▶ _PROBLEM_
Word for word, copy all the data and drop the pictures.

(Pages as source code)
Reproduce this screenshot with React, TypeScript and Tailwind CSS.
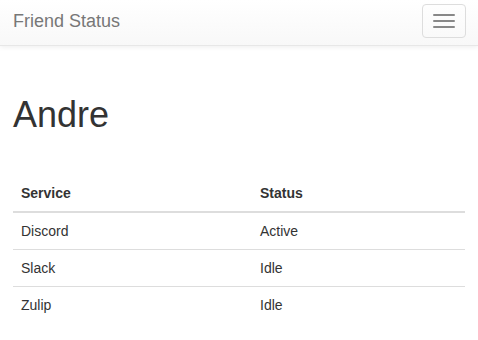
const rows = [
  { service: 'Discord', status: 'Active' },
  { service: 'Slack', status: 'Idle' },
  { service: 'Zulip', status: 'Idle' },
]

export default function App() {
  return (
    <div className="min-h-[340px] bg-white text-[14px] leading-[20px] text-[#333] font-['Liberation_Sans',Arial,sans-serif]">
      <nav className="flex h-[46px] items-start justify-between border-b border-[#e7e7e7] bg-gradient-to-b from-white to-[#f8f8f8] shadow-[0_1px_5px_rgba(0,0,0,0.075)]">
        <span className="ml-[13px] mt-[11px] text-[18px] leading-[20px] text-[#777]">Friend Status</span>
        <button className="mr-[12px] mt-[4px] flex h-[34px] w-[44px] flex-col gap-[4px] rounded-[4px] border border-[#ddd] px-[10px] pt-[9px]">
          <span className="block h-[2px] w-[22px] rounded-[1px] bg-[#888]" />
          <span className="block h-[2px] w-[22px] rounded-[1px] bg-[#888]" />
          <span className="block h-[2px] w-[22px] rounded-[1px] bg-[#888]" />
        </button>
      </nav>

      <div className="px-[13px]">
        <h1 className="mt-[49px] text-[36px] font-normal leading-[39.6px] text-[#333]">Andre</h1>

        <table className="mt-[40px] w-full border-collapse text-left">
          <thead>
            <tr className="border-b-2 border-[#ddd]">
              <th className="w-[239px] p-[8px] font-bold">Service</th>
              <th className="p-[8px] font-bold">Status</th>
            </tr>
          </thead>
          <tbody>
            {rows.map((r, i) => (
              <tr key={r.service} className={i > 0 ? 'border-t border-[#ddd]' : ''}>
                <td className="p-[8px]">{r.service}</td>
                <td className="p-[8px]">{r.status}</td>
              </tr>
            ))}
          </tbody>
        </table>
      </div>
    </div>
  )
}
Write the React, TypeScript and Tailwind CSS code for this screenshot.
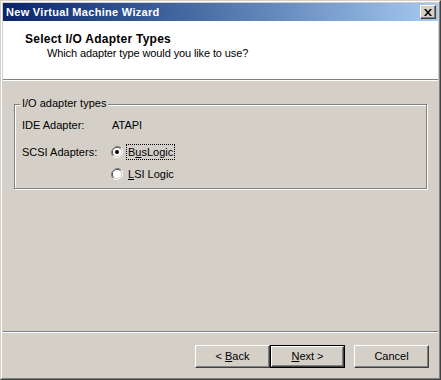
import React from 'react'

function Radio({ checked }: { checked?: boolean }) {
  return (
    <svg width="12" height="12" viewBox="0 0 12 12" className="shrink-0">
      {/* outer ring: shadow top-left, highlight bottom-right */}
      <path d="M10.2 1.8 A6 6 0 0 0 1.8 10.2" fill="none" stroke="#808080" strokeWidth="1" />
      <path d="M1.8 10.2 A6 6 0 0 0 10.2 1.8" fill="none" stroke="#ffffff" strokeWidth="1" />
      <path d="M9.5 2.5 A5 5 0 0 0 2.5 9.5" fill="none" stroke="#404040" strokeWidth="1" />
      <path d="M2.5 9.5 A5 5 0 0 0 9.5 2.5" fill="none" stroke="#d4d0c8" strokeWidth="1" />
      <circle cx="6" cy="6" r="4" fill="#ffffff" />
      {checked && <circle cx="6" cy="6" r="2" fill="#000000" />}
    </svg>
  )
}

function Button({ children, isDefault }: { children: React.ReactNode; isDefault?: boolean }) {
  const face = (
    <div className="flex-1 flex items-center justify-center border border-t-white border-l-white border-r-[#404040] border-b-[#404040] shadow-[inset_-1px_-1px_0_#808080] bg-[#d4d0c8]">
      {children}
    </div>
  )
  return isDefault ? (
    <div className="w-[75px] h-[23px] flex border border-black">{face}</div>
  ) : (
    <div className="w-[75px] h-[23px] flex">{face}</div>
  )
}

export default function App() {
  return (
    <div className="w-[441px] h-[380px] font-['Liberation_Sans',Arial,sans-serif] text-[11px] text-black bg-[#d4d0c8] border border-t-[#d4d0c8] border-l-[#d4d0c8] border-r-[#404040] border-b-[#404040]">
      <div className="h-full flex flex-col p-px border border-t-white border-l-white border-r-[#808080] border-b-[#808080]">
        {/* Title bar */}
        <div className="h-[18px] shrink-0 flex items-center justify-between pl-[3px] pr-[2px] bg-gradient-to-r from-[#0a246a] to-[#a6caf0]">
          <span className="font-bold text-white leading-[13px] tracking-[0.3px]">New Virtual Machine Wizard</span>
          <div className="w-[16px] h-[14px] flex items-center justify-center bg-[#d4d0c8] border border-t-white border-l-white border-r-[#404040] border-b-[#404040] shadow-[inset_-1px_-1px_0_#808080]">
            <svg width="8" height="7" viewBox="0 0 8 7">
              <path d="M0 0h2l2 2.5L6 0h2L5 3.5 8 7H6L4 4.5 2 7H0l3-3.5z" fill="#000" />
            </svg>
          </div>
        </div>

        {/* Header */}
        <div className="h-[58px] shrink-0 bg-white pt-[11px]">
          <div className="pl-[22px] font-bold text-[12px] leading-[14px] tracking-[0.25px]">Select I/O Adapter Types</div>
          <div className="pl-[44px] mt-px leading-[13px] tracking-[-0.12px]">Which adapter type would you like to use?</div>
        </div>
        <div className="h-px shrink-0 bg-[#808080]" />
        <div className="h-px shrink-0 bg-white" />

        {/* Body */}
        <div className="h-[250px] shrink-0 px-[11px] pt-[23px]">
          <div className="relative h-[85px] border border-[#808080] shadow-[1px_1px_0_#ffffff,inset_1px_1px_0_#ffffff]">
            <span className="absolute left-[5px] -top-[8px] px-[2px] bg-[#d4d0c8] leading-[13px]">I/O adapter types</span>
            <div className="pt-[14px] pl-[7px] flex flex-col">
              <div className="h-[13px] flex items-center leading-[13px]">
                <span className="w-[90px]">IDE Adapter:</span>
                <span>ATAPI</span>
              </div>
              <div className="h-[22px] mt-[9px] flex items-center">
                <span className="w-[89px] leading-[13px]">SCSI Adapters:</span>
                <Radio checked />
                <span className="ml-[3px] px-px leading-[14px] border border-dotted border-black">
                  B<span className="underline">u</span>sLogic
                </span>
              </div>
              <div className="h-[22px] flex items-center">
                <span className="w-[89px]" />
                <Radio />
                <span className="ml-[3px] px-px leading-[14px] border border-transparent">
                  <span className="underline">L</span>SI Logic
                </span>
              </div>
            </div>
          </div>
        </div>

        <div className="h-px shrink-0 bg-[#808080]" />
        <div className="h-px shrink-0 bg-white" />

        {/* Footer */}
        <div className="flex-1 flex justify-end items-start pt-[12px] pr-[9px]">
          <Button>
            &lt; <span className="underline ml-[3px]">B</span>ack
          </Button>
          <Button isDefault>
            <span className="underline">N</span>ext &gt;
          </Button>
          <div className="w-[9px]" />
          <Button>Cancel</Button>
        </div>
      </div>
    </div>
  )
}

▶ _EXERCISE RESPONSE_
Reproduce this screenshot with React, TypeScript and Tailwind CSS.
const rows = [
  { service: 'Discord', status: 'Active' },
  { service: 'Slack', status: 'Idle' },
  { service: 'Zulip', status: 'Idle' },
]

export default function App() {
  return (
    <div className="min-h-[340px] bg-white text-[14px] leading-[20px] text-[#333] font-['Liberation_Sans',Arial,sans-serif]">
      <nav className="flex h-[46px] items-start justify-between border-b border-[#e7e7e7] bg-gradient-to-b from-white to-[#f8f8f8] shadow-[0_1px_5px_rgba(0,0,0,0.075)]">
        <span className="ml-[13px] mt-[11px] text-[18px] leading-[20px] text-[#777]">Friend Status</span>
        <button className="mr-[12px] mt-[4px] flex h-[34px] w-[44px] flex-col gap-[4px] rounded-[4px] border border-[#ddd] px-[10px] pt-[9px]">
          <span className="block h-[2px] w-[22px] rounded-[1px] bg-[#888]" />
          <span className="block h-[2px] w-[22px] rounded-[1px] bg-[#888]" />
          <span className="block h-[2px] w-[22px] rounded-[1px] bg-[#888]" />
        </button>
      </nav>

      <div className="px-[13px]">
        <h1 className="mt-[49px] text-[36px] font-normal leading-[39.6px] text-[#333]">Andre</h1>

        <table className="mt-[40px] w-full border-collapse text-left">
          <thead>
            <tr className="border-b-2 border-[#ddd]">
              <th className="w-[239px] p-[8px] font-bold">Service</th>
              <th className="p-[8px] font-bold">Status</th>
            </tr>
          </thead>
          <tbody>
            {rows.map((r, i) => (
              <tr key={r.service} className={i > 0 ? 'border-t border-[#ddd]' : ''}>
                <td className="p-[8px]">{r.service}</td>
                <td className="p-[8px]">{r.status}</td>
              </tr>
            ))}
          </tbody>
        </table>
      </div>
    </div>
  )
}
Write the React, TypeScript and Tailwind CSS code for this screenshot.
import React from 'react'

function Radio({ checked }: { checked?: boolean }) {
  return (
    <svg width="12" height="12" viewBox="0 0 12 12" className="shrink-0">
      {/* outer ring: shadow top-left, highlight bottom-right */}
      <path d="M10.2 1.8 A6 6 0 0 0 1.8 10.2" fill="none" stroke="#808080" strokeWidth="1" />
      <path d="M1.8 10.2 A6 6 0 0 0 10.2 1.8" fill="none" stroke="#ffffff" strokeWidth="1" />
      <path d="M9.5 2.5 A5 5 0 0 0 2.5 9.5" fill="none" stroke="#404040" strokeWidth="1" />
      <path d="M2.5 9.5 A5 5 0 0 0 9.5 2.5" fill="none" stroke="#d4d0c8" strokeWidth="1" />
      <circle cx="6" cy="6" r="4" fill="#ffffff" />
      {checked && <circle cx="6" cy="6" r="2" fill="#000000" />}
    </svg>
  )
}

function Button({ children, isDefault }: { children: React.ReactNode; isDefault?: boolean }) {
  const face = (
    <div className="flex-1 flex items-center justify-center border border-t-white border-l-white border-r-[#404040] border-b-[#404040] shadow-[inset_-1px_-1px_0_#808080] bg-[#d4d0c8]">
      {children}
    </div>
  )
  return isDefault ? (
    <div className="w-[75px] h-[23px] flex border border-black">{face}</div>
  ) : (
    <div className="w-[75px] h-[23px] flex">{face}</div>
  )
}

export default function App() {
  return (
    <div className="w-[441px] h-[380px] font-['Liberation_Sans',Arial,sans-serif] text-[11px] text-black bg-[#d4d0c8] border border-t-[#d4d0c8] border-l-[#d4d0c8] border-r-[#404040] border-b-[#404040]">
      <div className="h-full flex flex-col p-px border border-t-white border-l-white border-r-[#808080] border-b-[#808080]">
        {/* Title bar */}
        <div className="h-[18px] shrink-0 flex items-center justify-between pl-[3px] pr-[2px] bg-gradient-to-r from-[#0a246a] to-[#a6caf0]">
          <span className="font-bold text-white leading-[13px] tracking-[0.3px]">New Virtual Machine Wizard</span>
          <div className="w-[16px] h-[14px] flex items-center justify-center bg-[#d4d0c8] border border-t-white border-l-white border-r-[#404040] border-b-[#404040] shadow-[inset_-1px_-1px_0_#808080]">
            <svg width="8" height="7" viewBox="0 0 8 7">
              <path d="M0 0h2l2 2.5L6 0h2L5 3.5 8 7H6L4 4.5 2 7H0l3-3.5z" fill="#000" />
            </svg>
          </div>
        </div>

        {/* Header */}
        <div className="h-[58px] shrink-0 bg-white pt-[11px]">
          <div className="pl-[22px] font-bold text-[12px] leading-[14px] tracking-[0.25px]">Select I/O Adapter Types</div>
          <div className="pl-[44px] mt-px leading-[13px] tracking-[-0.12px]">Which adapter type would you like to use?</div>
        </div>
        <div className="h-px shrink-0 bg-[#808080]" />
        <div className="h-px shrink-0 bg-white" />

        {/* Body */}
        <div className="h-[250px] shrink-0 px-[11px] pt-[23px]">
          <div className="relative h-[85px] border border-[#808080] shadow-[1px_1px_0_#ffffff,inset_1px_1px_0_#ffffff]">
            <span className="absolute left-[5px] -top-[8px] px-[2px] bg-[#d4d0c8] leading-[13px]">I/O adapter types</span>
            <div className="pt-[14px] pl-[7px] flex flex-col">
              <div className="h-[13px] flex items-center leading-[13px]">
                <span className="w-[90px]">IDE Adapter:</span>
                <span>ATAPI</span>
              </div>
              <div className="h-[22px] mt-[9px] flex items-center">
                <span className="w-[89px] leading-[13px]">SCSI Adapters:</span>
                <Radio checked />
                <span className="ml-[3px] px-px leading-[14px] border border-dotted border-black">
                  B<span className="underline">u</span>sLogic
                </span>
              </div>
              <div className="h-[22px] flex items-center">
                <span className="w-[89px]" />
                <Radio />
                <span className="ml-[3px] px-px leading-[14px] border border-transparent">
                  <span className="underline">L</span>SI Logic
                </span>
              </div>
            </div>
          </div>
        </div>

        <div className="h-px shrink-0 bg-[#808080]" />
        <div className="h-px shrink-0 bg-white" />

        {/* Footer */}
        <div className="flex-1 flex justify-end items-start pt-[12px] pr-[9px]">
          <Button>
            &lt; <span className="underline ml-[3px]">B</span>ack
          </Button>
          <Button isDefault>
            <span className="underline">N</span>ext &gt;
          </Button>
          <div className="w-[9px]" />
          <Button>Cancel</Button>
        </div>
      </div>
    </div>
  )
}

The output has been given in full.